◆ COLLECTED MATERIAL
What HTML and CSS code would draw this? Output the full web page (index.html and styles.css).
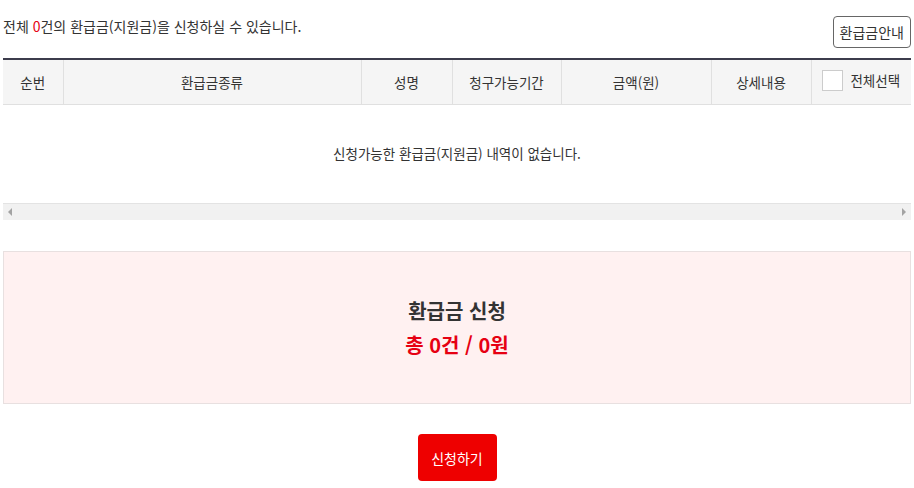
FILE: index.html
```html
<!DOCTYPE html>
<html lang="ko">
  <head>
    <meta charset="UTF-8" />
    <meta name="viewport" content="width=device-width, initial-scale=1" />
    <title>환급금 신청</title>
    <link rel="stylesheet" href="styles.css">
  </head>
  <body>
    <div class="refund-wrap">
      <div class="refund-top">
        <p class="refund-count">전체 <em>0</em>건의 환급금(지원금)을 신청하실 수 있습니다.</p>
        <button type="button" class="btn-guide">환급금안내</button>
      </div>

      <div class="table-scroll">
        <table class="refund-table">
          <colgroup>
            <col style="width: 60px" />
            <col style="width: 298px" />
            <col style="width: 91px" />
            <col style="width: 109px" />
            <col style="width: 150px" />
            <col style="width: 100px" />
            <col style="width: 100px" />
          </colgroup>
          <thead>
            <tr>
              <th>순번</th>
              <th>환급금종류</th>
              <th>성명</th>
              <th>청구가능기간</th>
              <th>금액(원)</th>
              <th>상세내용</th>
              <th>
                <label class="check-all">
                  <span class="check-box"></span>전체선택
                </label>
              </th>
            </tr>
          </thead>
          <tbody>
            <tr>
              <td colspan="7" class="empty">신청가능한 환급금(지원금) 내역이 없습니다.</td>
            </tr>
          </tbody>
        </table>
        <div class="scrollbar">
          <span class="arrow arrow-left"></span>
          <span class="arrow arrow-right"></span>
        </div>
      </div>

      <div class="apply-box">
        <h2>환급금 신청</h2>
        <p class="apply-total">총 0건 / 0원</p>
      </div>

      <div class="apply-actions">
        <button type="button" class="btn-apply">신청하기</button>
      </div>
    </div>
  </body>
</html>
```

FILE: styles.css
```css
body {
  margin: 0;
  font-family: "Noto Sans CJK KR", "Noto Sans", sans-serif;
  color: #333;
  background: #fff;
}
.refund-wrap {
  padding: 0 3px;
}
.refund-top {
  display: flex;
  justify-content: space-between;
  align-items: flex-start;
  height: 58px;
}
.refund-count {
  margin: 16px 0 0;
  font-size: 14px;
  line-height: 20px;
}
.refund-count em {
  font-style: normal;
  color: #e60012;
}
.btn-guide {
  margin-top: 16px;
  height: 32px;
  padding: 0 6px;
  border: 1px solid #666;
  border-radius: 4px;
  background: #fff;
  color: #333;
  font-family: inherit;
  font-size: 14px;
  cursor: pointer;
}
.table-scroll {
  width: 908px;
}
.refund-table {
  width: 100%;
  table-layout: fixed;
  border-collapse: collapse;
  border-top: 2px solid #3c3c4c;
}
.refund-table th {
  height: 44px;
  padding: 0;
  background: #f5f5f5;
  border-bottom: 1px solid #e0e0e0;
  border-left: 1px solid #e0e0e0;
  font-size: 13.5px;
  font-weight: normal;
  color: #333;
}
.refund-table th:first-child {
  border-left: none;
}
.check-all {
  display: inline-flex;
  align-items: center;
  gap: 7px;
}
.check-box {
  width: 19px;
  height: 19px;
  border: 1px solid #ccc;
  background: #fff;
}
.refund-table td.empty {
  height: 96px;
  padding: 0 0 2px;
  text-align: center;
  font-size: 13.5px;
}
.scrollbar {
  position: relative;
  height: 16px;
  background: #f1f1f1;
  border-top: 1px solid #e3e3e3;
}
.arrow {
  position: absolute;
  top: 4px;
  width: 0;
  height: 0;
  border-top: 4px solid transparent;
  border-bottom: 4px solid transparent;
}
.arrow-left {
  left: 5px;
  border-right: 4px solid #a3a3a3;
}
.arrow-right {
  right: 5px;
  border-left: 4px solid #a3a3a3;
}
.apply-box {
  margin-top: 31px;
  height: 151px;
  border: 1px solid #e8e0e0;
  background: #fff1f1;
  display: flex;
  flex-direction: column;
  justify-content: center;
  align-items: center;
}
.apply-box h2 {
  margin: 0;
  font-size: 20px;
  line-height: 34px;
  font-weight: bold;
  color: #333;
}
.apply-total {
  margin: 0;
  font-size: 20px;
  line-height: 34px;
  font-weight: bold;
  color: #e60012;
}
.apply-actions {
  display: flex;
  justify-content: center;
  padding-top: 30px;
}
.btn-apply {
  width: 79px;
  height: 47px;
  border: none;
  border-radius: 4px;
  background: #ee0000;
  color: #fff;
  font-family: inherit;
  font-size: 14px;
  cursor: pointer;
}
```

◆ GIVEN EXERCISE
Search the listing for the string "styles". Copy each line where it turns up.

◆ OUTPUT OF THE TASK
What HTML and CSS code would draw this? Output the full web page (index.html and styles.css).
    <link rel="stylesheet" href="styles.css">
FILE: styles.css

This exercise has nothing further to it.